There are an abundance of materials related to June Appal Recordings, Appalshop, Nimrod Workman and Phyllis Boyens, and the Southern Folk Cultural Revival Project in the Southern Folklife Collection, as well as an extensive portion of the June Appal catalog on LP and CD. Check out a few other items of interest below or search the collection yourself.

cover of a newspaper featuring a picture of Nimrod Workman at the Kentucky Folk Festival
This June 10, 1973 edition of The Courier-Journal & Times features “Kentucky Folk Festival is fun,” an article on the 1973 Kentucky Folk Festival in Lexington. The photo on right, by Pam Spaulding, shows Nimrod Workman dancing for an audience at the festival. Folder 676 in the Guy and Candie Carawan Collection (20008).

poster for the Jubilee Festival features a photograph of Mollie and Nimrod Workman
This poster for the 18th Annual Jubilee Festival in Knoxville, Tennessee, features Mollie and Nimrod Workman, advertising a “special tribute” to the couple. Folder 676 in the Guy and Candie Carawan Collection (20008).

Promotional photograph of Nimrod Workman. P-2993a in the Southern Folk Cultural Revival Project Collection (20004).

Nimrod Workman performing at the 1985 Tennessee Grassroots Days. Photo by David Hildebrand.
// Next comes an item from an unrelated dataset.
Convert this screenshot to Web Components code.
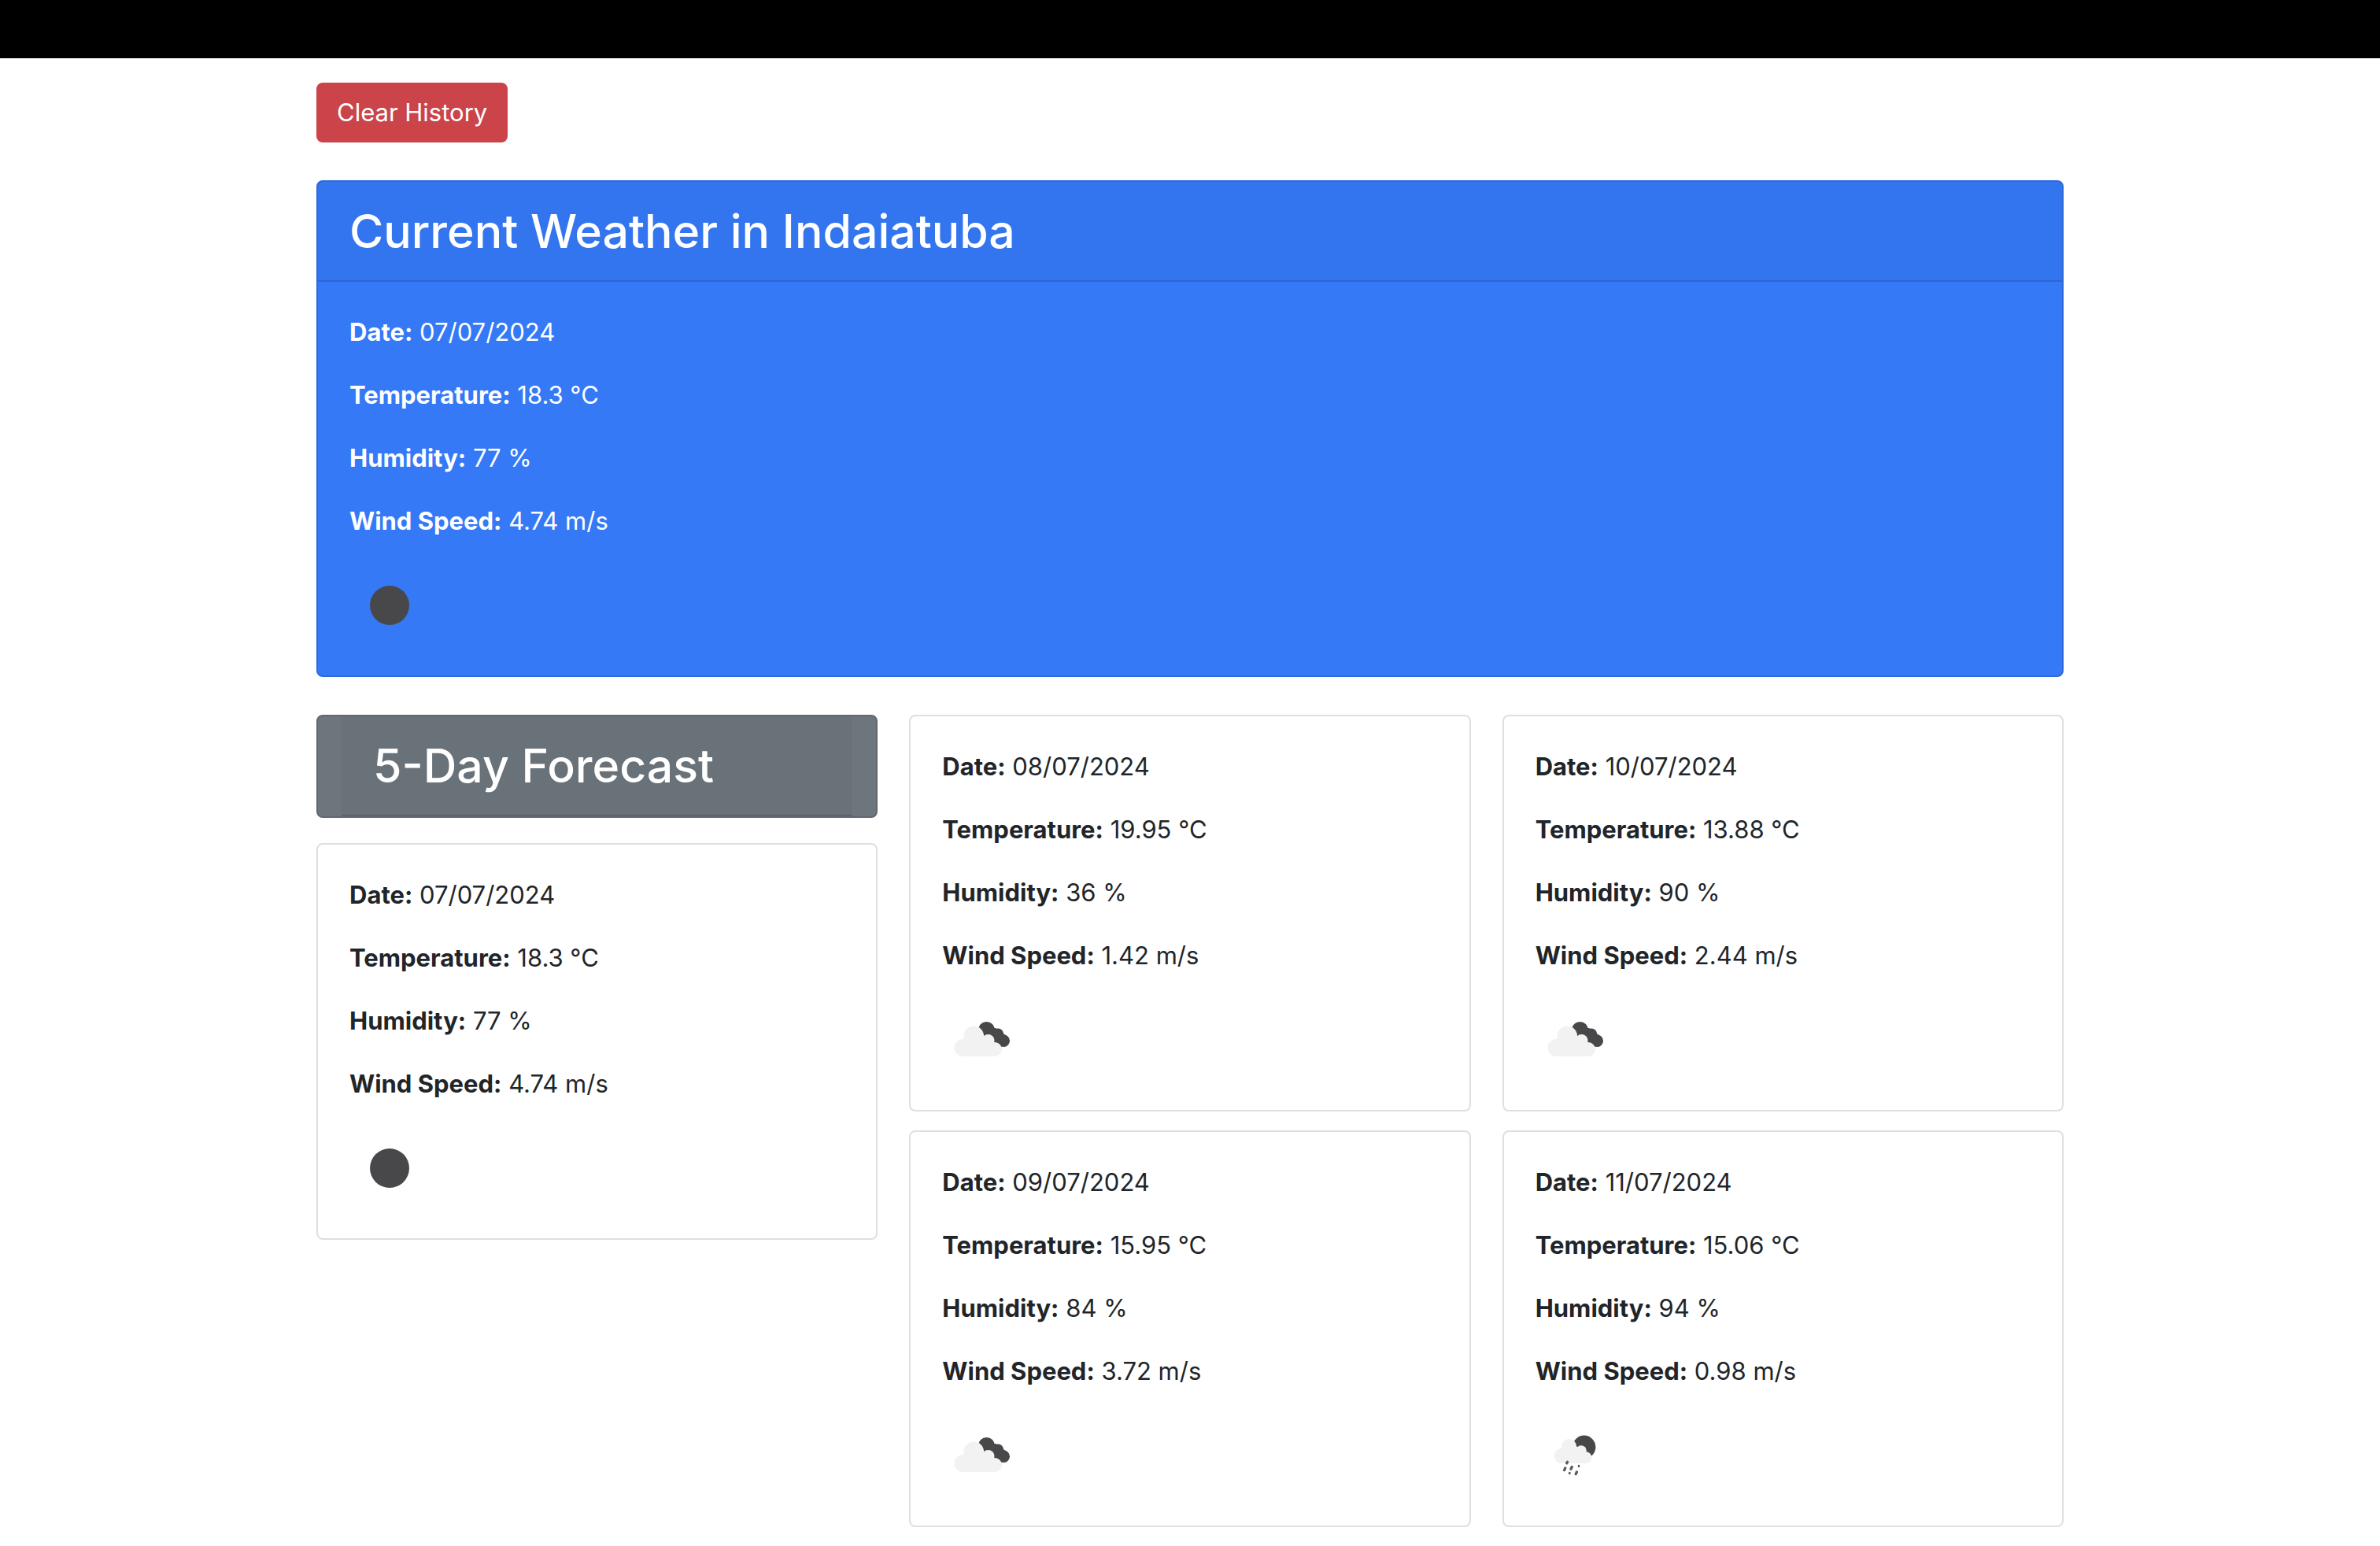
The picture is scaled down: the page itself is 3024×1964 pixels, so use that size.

P-2995 in the Southern Folk Cultural Revival Project Collection (20004).

A group photo of Nimrod Workman and other traditional musicians
This photo features Nimrod Workman singing with several other prominent traditional musicians. From left: Tillman Cadle, Lois Short, Sarah Ogan Gunning, Nimrod Workman, Hazel Dickens, Goerge Tucker. PF-20008/63 in the Guy and Candie Carawan Collection (20008).